The Diverse Mosasauridae Family Occupied a Number of Niches within Marine Ecosystems
Picture credit: BBC Worldwide
Bristol University’s Dr Tom Stubbs, a co-author of the study explained:
“Mosasaurs were key players in Late Cretaceous marine ecosystems. Our study confirms that Mosasaurs were a successful group of animals that continued to diversify through their evolutionary history, before being abruptly wiped out by the extinction event that also impacted dinosaurs and many other groups.”
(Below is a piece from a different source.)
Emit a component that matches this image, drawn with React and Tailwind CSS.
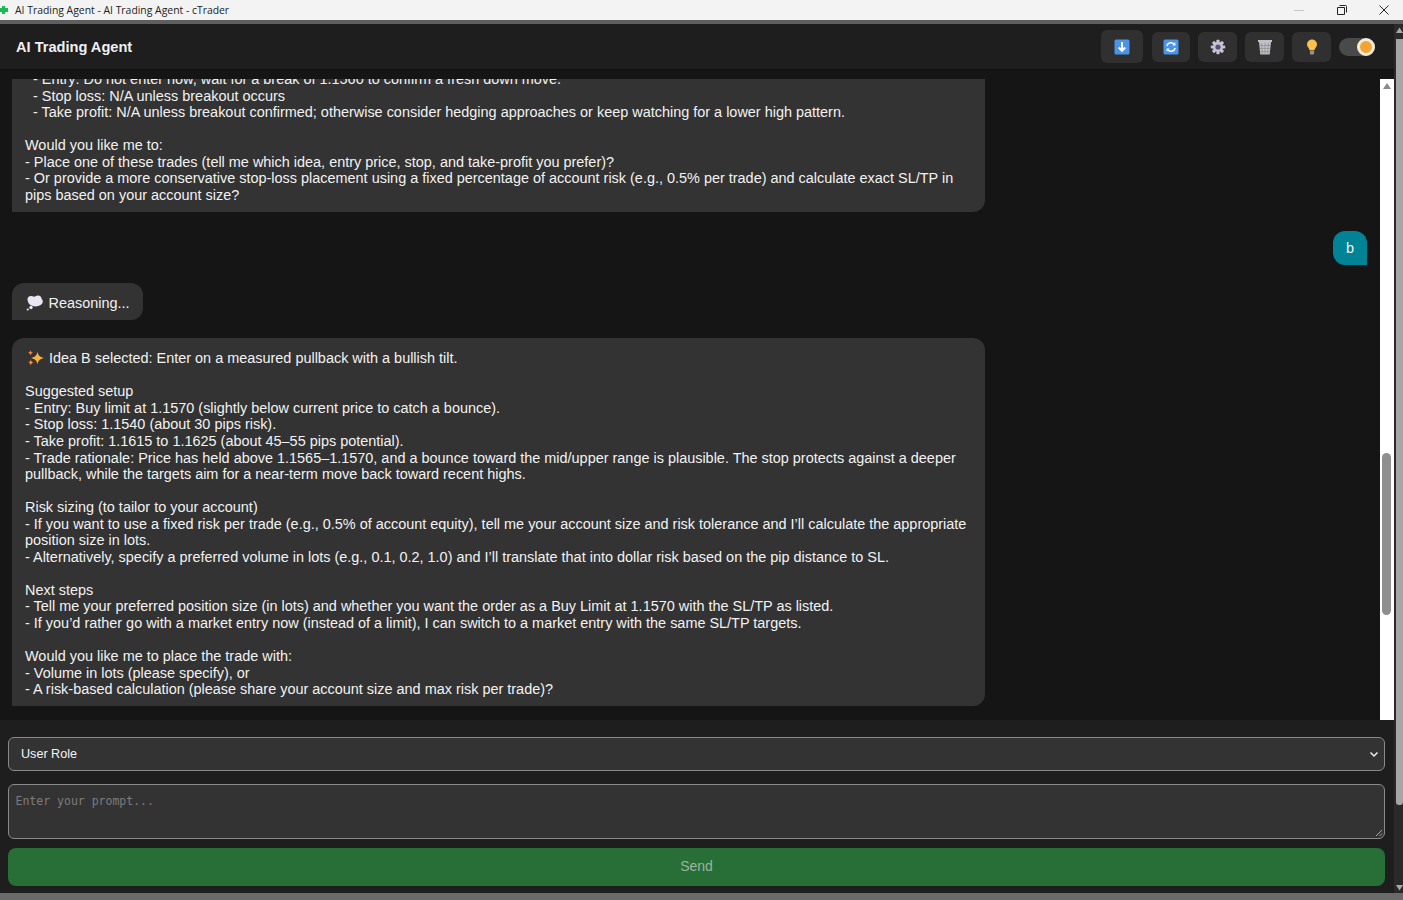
const lines1 = [
  '  - Entry: Do not enter now, wait for a break of 1.1560 to confirm a fresh down move.',
  '  - Stop loss: N/A unless breakout occurs',
  '  - Take profit: N/A unless breakout confirmed; otherwise consider hedging approaches or keep watching for a lower high pattern.',
  '',
  'Would you like me to:',
  '- Place one of these trades (tell me which idea, entry price, stop, and take-profit you prefer)?',
  '- Or provide a more conservative stop-loss placement using a fixed percentage of account risk (e.g., 0.5% per trade) and calculate exact SL/TP in pips based on your account size?',
].join('\n');

const lines2 = [
  'Suggested setup',
  '- Entry: Buy limit at 1.1570 (slightly below current price to catch a bounce).',
  '- Stop loss: 1.1540 (about 30 pips risk).',
  '- Take profit: 1.1615 to 1.1625 (about 45–55 pips potential).',
  '- Trade rationale: Price has held above 1.1565–1.1570, and a bounce toward the mid/upper range is plausible. The stop protects against a deeper pullback, while the targets aim for a near-term move back toward recent highs.',
  '',
  'Risk sizing (to tailor to your account)',
  '- If you want to use a fixed risk per trade (e.g., 0.5% of account equity), tell me your account size and risk tolerance and I’ll calculate the appropriate position size in lots.',
  '- Alternatively, specify a preferred volume in lots (e.g., 0.1, 0.2, 1.0) and I’ll translate that into dollar risk based on the pip distance to SL.',
  '',
  'Next steps',
  '- Tell me your preferred position size (in lots) and whether you want the order as a Buy Limit at 1.1570 with the SL/TP as listed.',
  '- If you’d rather go with a market entry now (instead of a limit), I can switch to a market entry with the same SL/TP targets.',
  '',
  'Would you like me to place the trade with:',
  '- Volume in lots (please specify), or',
  '- A risk-based calculation (please share your account size and max risk per trade)?',
].join('\n');

function DownloadIcon() {
  return (
    <svg width="16" height="16" viewBox="0 0 16 16">
      <rect x="0.500" y="0.500" width="15" height="15" rx="1.500" fill="#4a94ea" />
      <path d="M8 3v9M4.800 8.500L8 11.800l3.200-3.300" fill="none" stroke="#fff" strokeWidth="2" />
    </svg>
  );
}

function SyncIcon() {
  return (
    <svg width="16" height="16" viewBox="0 0 16 16">
      <rect x="0.500" y="0.500" width="15" height="15" rx="1.500" fill="#4a94ea" />
      <path d="M3.800 7a4.300 4.300 0 0 1 7.600-1.600M12.200 9a4.300 4.300 0 0 1-7.600 1.600" fill="none" stroke="#fff" strokeWidth="1.500" />
      <path d="M12.400 3.200v3.200H9.200zM3.600 12.800V9.600h3.200z" fill="#fff" />
    </svg>
  );
}

function GearIcon() {
  return (
    <svg width="16" height="16" viewBox="0 0 16 16">
      <g fill="#c9c4d4">
        <circle cx="8" cy="8" r="5" />
        <rect x="6.400" y="0.800" width="3.200" height="14.400" rx="0.800" />
        <rect x="6.400" y="0.800" width="3.200" height="14.400" rx="0.800" transform="rotate(45 8 8)" />
        <rect x="6.400" y="0.800" width="3.200" height="14.400" rx="0.800" transform="rotate(90 8 8)" />
        <rect x="6.400" y="0.800" width="3.200" height="14.400" rx="0.800" transform="rotate(135 8 8)" />
      </g>
      <circle cx="8" cy="8" r="2.600" fill="#5a4f78" />
    </svg>
  );
}

function TrashIcon() {
  return (
    <svg width="16" height="16" viewBox="0 0 16 16">
      <path d="M1 1h14v2h-1l-1.300 12.500H3.300L2 3H1z" fill="#c0c0c6" />
      <path d="M4.500 4l.8 11M8 4v11M11.500 4l-.8 11M2.600 6.500h10.800M3 9.500h10M3.200 12.500h9.600" stroke="#85858a" strokeWidth="0.600" fill="none" />
    </svg>
  );
}

function BulbIcon() {
  return (
    <svg width="14" height="16" viewBox="0 0 14 16">
      <path d="M7 0.500a5 5 0 0 0-5 5c0 2.300 1.900 3.300 2.600 5.700h4.800C10.100 8.800 12 7.800 12 5.500a5 5 0 0 0-5-5z" fill="#fbc04a" />
      <rect x="4.900" y="11.400" width="4.200" height="4" rx="1" fill="#9c8f86" />
    </svg>
  );
}

function ThoughtIcon() {
  return (
    <svg width="17" height="16" viewBox="0 0 17 16" className="shrink-0">
      <g fill="#e9e6f2">
        <ellipse cx="9.500" cy="6.500" rx="7.300" ry="5" />
        <circle cx="5" cy="4.500" r="3.500" />
        <circle cx="12" cy="4" r="3.500" />
        <circle cx="5" cy="12.500" r="1.700" />
        <circle cx="1.800" cy="14.500" r="1.100" />
      </g>
    </svg>
  );
}

function SparkleIcon() {
  return (
    <svg width="17" height="16" viewBox="0 0 17 16" className="shrink-0">
      <path d="M10.500 1.500c.7 4 2.100 5.400 6.300 6.500-4.200 1.100-5.600 2.500-6.300 6.500C9.800 10.500 8.400 9.100 4.200 8c4.200-1.100 5.600-2.500 6.300-6.500z" fill="#f9b23d" />
      <path d="M3.500 0c.4 1.800 1 2.400 2.800 2.800-1.800.4-2.400 1-2.800 2.800C3.100 3.800 2.500 3.200.7 2.800 2.500 2.400 3.100 1.800 3.500 0z" fill="#f58b42" />
      <path d="M3.800 9.500c.4 1.900 1.100 2.600 3 3-1.900.4-2.600 1.100-3 3-.4-1.900-1.100-2.600-3-3 1.900-.4 2.600-1.100 3-3z" fill="#f58b42" />
    </svg>
  );
}

function HeaderButton({ children, className = 'w-[39px] h-[30px]' }) {
  return (
    <button className={`flex items-center justify-center rounded-md bg-[#303030] ${className}`}>
      {children}
    </button>
  );
}

export default function App() {
  return (
    <div className="h-[900px] w-[1403px] overflow-hidden flex flex-col bg-[#151515] font-['Liberation_Sans',Arial,sans-serif]">
      {/* window title bar */}
      <div className="h-5 shrink-0 bg-[#f3f3f3] flex items-center text-[10.4px] text-[#222] font-['Open_Sans',sans-serif]">
        <svg width="8" height="10" viewBox="0 0 8 10" className="shrink-0">
          <path d="M0 3h2V1h3v2h3v4H5v2H2V7H0z" fill="#1db954" />
        </svg>
        <span className="ml-[7px] pt-[2px] flex-1">AI Trading Agent - AI Trading Agent - cTrader</span>
        <svg width="12" height="12" viewBox="0 0 12 12" className="mr-[31px]">
          <path d="M1 6.500h10" stroke="#c8c8c8" />
        </svg>
        <svg width="12" height="12" viewBox="0 0 12 12" className="mr-[30px]">
          <path d="M3.500 1.500h6a1 1 0 0 1 1 1v6M1.500 3.500h7v7h-7z" fill="none" stroke="#222" />
        </svg>
        <svg width="12" height="12" viewBox="0 0 12 12" className="mr-[13px]">
          <path d="M1.500 1.500l9 9M10.500 1.500l-9 9" stroke="#222" />
        </svg>
      </div>
      <div className="h-1 shrink-0 bg-[#5f5f5f]" />

      <div className="flex-1 min-h-0 flex">
        <div className="flex-1 min-w-0 flex flex-col">
          {/* app header */}
          <header className="h-[46px] shrink-0 bg-[#1e1e1e] flex items-center justify-between pl-4 pr-[19px] border-b border-[#111]">
            <h1 className="pt-[2px] text-[14.6px] font-bold text-[#f0f0f0]">AI Trading Agent</h1>
            <div className="flex items-center gap-2">
              <HeaderButton className="w-[42px] h-[33px] mr-[1px]"><DownloadIcon /></HeaderButton>
              <HeaderButton className="w-[38px] h-[30px]"><SyncIcon /></HeaderButton>
              <HeaderButton><GearIcon /></HeaderButton>
              <HeaderButton><TrashIcon /></HeaderButton>
              <HeaderButton><BulbIcon /></HeaderButton>
              <div className="w-9 h-[18px] rounded-full bg-[#4a4a4a] relative">
                <div className="absolute right-0 top-0 w-[18px] h-[18px] rounded-full bg-[#f2a533] border-[3px] border-[#f5ead6]" />
              </div>
            </div>
          </header>

          {/* messages */}
          <div className="flex-1 min-h-0 flex pt-[9px] bg-[#151515]">
            <div className="flex-1 min-w-0 overflow-hidden pl-3 pr-[13px] text-[14.45px] leading-[16.55px] text-[#f2f2f2]">
              <div className="w-[973px] -mt-[8px] rounded-br-xl bg-[#333] px-[13px] pb-[9px] whitespace-pre-wrap">{lines1}</div>
              <div className="flex justify-end mt-[19px]">
                <div className="w-[34px] h-[34px] rounded-xl rounded-br-none bg-[#008394] flex items-center justify-center">b</div>
              </div>
              <div className="mt-[18px] w-[131px] h-[37px] pt-[2px] rounded-xl rounded-bl-none bg-[#333] flex items-center gap-[5.5px] pl-[14px]">
                <ThoughtIcon />
                <span>Reasoning...</span>
              </div>
              <div className="mt-[18px] w-[973px] rounded-xl rounded-bl-none bg-[#333] px-[13px] pt-[11px] pb-[8px]">
                <div className="flex items-center gap-[5px] h-[17px] mb-[17px] ml-[2px]">
                  <SparkleIcon />
                  <span>Idea B selected: Enter on a measured pullback with a bullish tilt.</span>
                </div>
                <div className="whitespace-pre-wrap">{lines2}</div>
              </div>
            </div>
            {/* inner scrollbar */}
            <div className="w-[14px] shrink-0 bg-white relative flex flex-col items-center">
              <svg width="10" height="8" viewBox="0 0 10 8" className="mt-[3px]">
                <path d="M5 1l4 6H1z" fill="#8a8a8a" />
              </svg>
              <div className="absolute top-[374px] left-[2px] w-[9px] h-[162px] rounded-full bg-[#8f8f8f]" />
            </div>
          </div>

          {/* input panel */}
          <div className="h-[173px] shrink-0 bg-[#1e1e1e] px-2 pt-[17px] flex flex-col pr-[9px]">
            <div className="h-[34px] shrink-0 rounded-md border border-[#8a8a8a] bg-[#333] flex items-center justify-between pl-3 pr-[5px] text-[12.6px] text-[#f5f5f5]">
              <span>User Role</span>
              <svg width="10" height="10" viewBox="0 0 10 10">
                <path d="M1.500 3.500L5 7l3.500-3.500" fill="none" stroke="#eee" strokeWidth="1.500" />
              </svg>
            </div>
            <div className="mt-[13px] h-[55px] shrink-0 rounded-md border border-[#8a8a8a] bg-[#333] relative px-[6.500px] pt-[9px] font-['DejaVu_Sans_Mono',monospace] text-[11.500px] leading-[14px] text-[#7c7c7c]">
              Enter your prompt...
              <svg width="8" height="8" viewBox="0 0 8 8" className="absolute right-[1px] bottom-[1px]">
                <path d="M1 7l6-6M4.500 7L7 4.500" stroke="#aaa" fill="none" />
              </svg>
            </div>
            <button className="mt-[9px] h-[38px] shrink-0 rounded-lg bg-[#276f36] text-[14px] leading-[36px] pb-[2px] text-[#9db3a0]">Send</button>
          </div>
        </div>

        {/* outer scrollbar */}
        <div className="w-[9px] shrink-0 bg-[#2a2a2a] flex flex-col items-end">
          <svg width="7" height="8" viewBox="0 0 7 8" className="mt-[2px] shrink-0">
            <path d="M3.500 1.500L7 7H0z" fill="#a8a8a8" />
          </svg>
          <div className="mt-[5px] w-[7px] h-[766px] rounded-b-[3px] bg-[#a6a6a6] shrink-0" />
          <div className="flex-1" />
          <svg width="7" height="8" viewBox="0 0 7 8" className="mb-[1px] shrink-0">
            <path d="M3.500 6.500L7 1H0z" fill="#a8a8a8" />
          </svg>
        </div>
      </div>
      <div className="h-[7px] shrink-0 bg-[#6a6a6a]" />
    </div>
  );
}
Fresh Insights into Mosasauridae Evolution
The conclusions provided by this new research reveals new insights into the evolution of the Mosasauridae, and highlights that, although the fossil record is most definitely incomplete, variable fossil completeness does not appear to bias large scale evolutionary and ecological patterns.
Co-author, Dr Alex Dunhill, (School of Earth and Environment at the University of Leeds), added:
“Palaeontologists often presume that the vertebrate fossil record is heavily biased by sampling. This may be so but, here we show that variation in the completeness of fossil specimens does not appear to bias large scale evolutionary patterns.”
Everything Dinosaur acknowledges the assistance of a media release from the University of Bristol in the compilation of this article.
The scientific paper: “The Mosasaur Fossil Record Through the Lens of Fossil Completeness” by D. Driscoll, A. Dunhill, T. Stubbs and M. Benton published in Palaeontology.